When the economy does turn around, "I don't think there's going to be a massive rate shift," Salerno said, but "the market is ripe for some modest increases." In the meantime, Salerno said the integration of operating systems and technology probably is the most painstaking element of bringing Budget into Cendant Car Rental Group. "The IT system is going to be the key that allows a lot of our things to be in place so we don't have to run dual systems," he said. Avis' Wizard electronic management system is set to roll out in January to Budget's counter operations and could take at least six months to integrate.
"Our mantra is it has to be something that makes sense for our clients," Salerno said. "We're kind of choosy with what we do, especially with the economy being what it is. If it really isn't going to make a difference for the traveler or enhance the service, it just isn't worth it."
While Cendant owns both the Avis and Budget brands worldwide, Avis Europe is a separate operating entity that needed to take on Budget into its organization, which it did.
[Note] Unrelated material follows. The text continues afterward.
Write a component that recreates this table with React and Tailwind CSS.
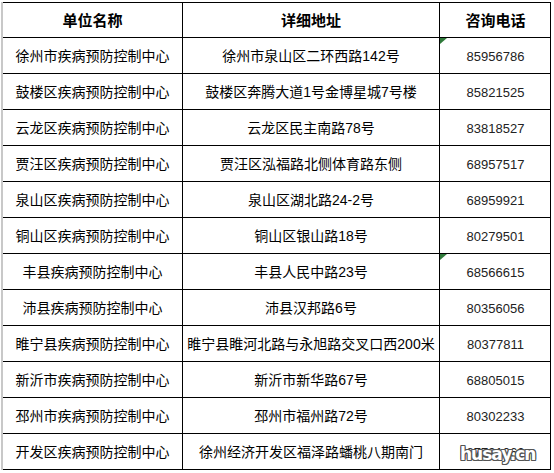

Avis and Avis Europe, however, are tied together in the branding and marketing initiatives for worldwide purposes to project an image of a single company.
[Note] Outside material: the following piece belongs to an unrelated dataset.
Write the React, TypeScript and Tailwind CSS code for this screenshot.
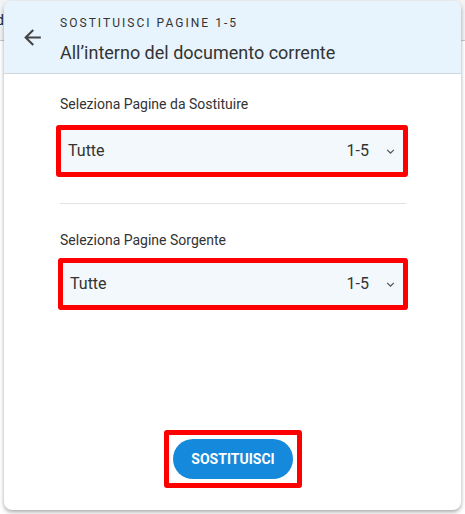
import React from "react";

function Chevron() {
  return (
    <svg width="15" height="15" viewBox="0 0 24 24" className="text-[#555]">
      <path d="M7.4 8.6 12 13.2l4.6-4.6L18 10l-6 6-6-6z" fill="currentColor" />
    </svg>
  );
}

function Select({ className }: { className: string }) {
  return (
    <div className={`h-[52px] rounded-[3px] border-[5px] border-[#ff0000] bg-[#f3f8fc] flex items-center pl-[7px] pr-[5px] ${className}`}>
      <span className="text-[16px] text-[#333]">Tutte</span>
      <span className="ml-auto text-[16px] text-[#333]">1-5</span>
      <span className="ml-[14px] flex items-center"><Chevron /></span>
    </div>
  );
}

export default function App() {
  return (
    <div className="relative w-[465px] h-[514px] bg-white overflow-hidden" style={{ fontFamily: "Roboto, 'Liberation Sans', sans-serif" }}>
      <div className="h-[41px] bg-[#f1f3f5] border-b border-[#c8c8c8] flex items-center">
        <span className="text-[14px] text-[#222] -ml-[4px]">d</span>
      </div>
      <div className="absolute left-[4px] top-[1px] w-[457px] h-[509px] rounded-[8px] bg-white shadow-[0_2px_4px_rgba(0,0,0,0.35)] flex flex-col overflow-hidden">
        <div className="h-[73px] shrink-0 bg-[#e7f3fd] border-b border-[#cfd8df] flex items-center">
          <div className="w-[56px] flex justify-center pl-[1px] pt-[1px]">
            <svg width="25" height="25" viewBox="0 0 24 24" className="text-[#444]">
              <path d="M20 11H7.83l5.59-5.59L12 4l-8 8 8 8 1.41-1.41L7.83 13H20v-2z" fill="currentColor" />
            </svg>
          </div>
          <div className="flex flex-col pt-[4px]">
            <span className="text-[12px] leading-[16px] tracking-[0.17em] text-[#333]">SOSTITUISCI PAGINE 1-5</span>
            <span className="mt-[11px] text-[18px] leading-[22px] text-[#333]">All’interno del documento corrente</span>
          </div>
        </div>
        <div className="flex flex-col pl-[52px] pr-[53px] flex-1">
          <span className="mt-[20px] ml-[4px] text-[14px] leading-[20px] text-[#333]">Seleziona Pagine da Sostituire</span>
          <Select className="mt-[11px]" />
          <div className="mt-[26px] ml-[4px] mr-[2px] h-px bg-[#e2e2e2]" />
          <span className="mt-[26px] ml-[4px] text-[14px] leading-[20px] text-[#333]">Seleziona Pagine Sorgente</span>
          <Select className="mt-[8px] ml-[2px]" />
          <div className="mt-auto mb-[22px] flex justify-center">
            <div className="rounded-[3px] border-[5px] border-[#ff0000] p-[4px] ml-[2px]">
              <button className="w-[120px] h-[40px] rounded-full bg-[#1589db] text-white text-[14px] font-bold">
                SOSTITUISCI
              </button>
            </div>
          </div>
        </div>
      </div>
    </div>
  );
}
Both executives contend the resurgence of the Budget brand has just begun, and there are more challenges ahead. Yet, they also agreed that Cendant is committed to Budget and building up the rental car group into a powerful organization that can take advantage of the strengths and broad market coverage afforded by having two products at two price points.
"We're going to make Budget damn good," Fallon said, "but you're not going to get an Avis product at Budget prices, so where do we draw the line? The customer has to be satisfied, and we have a ways to go to get Budget where we want it to be."
Salerno added: "Avis is here, as it always has been, to bring excellent service, and now Budget, after some tough times, is back to serve commercial travelers in a value sense."
"Our focus really," Fallon said, "is that Budget means business in the business sector."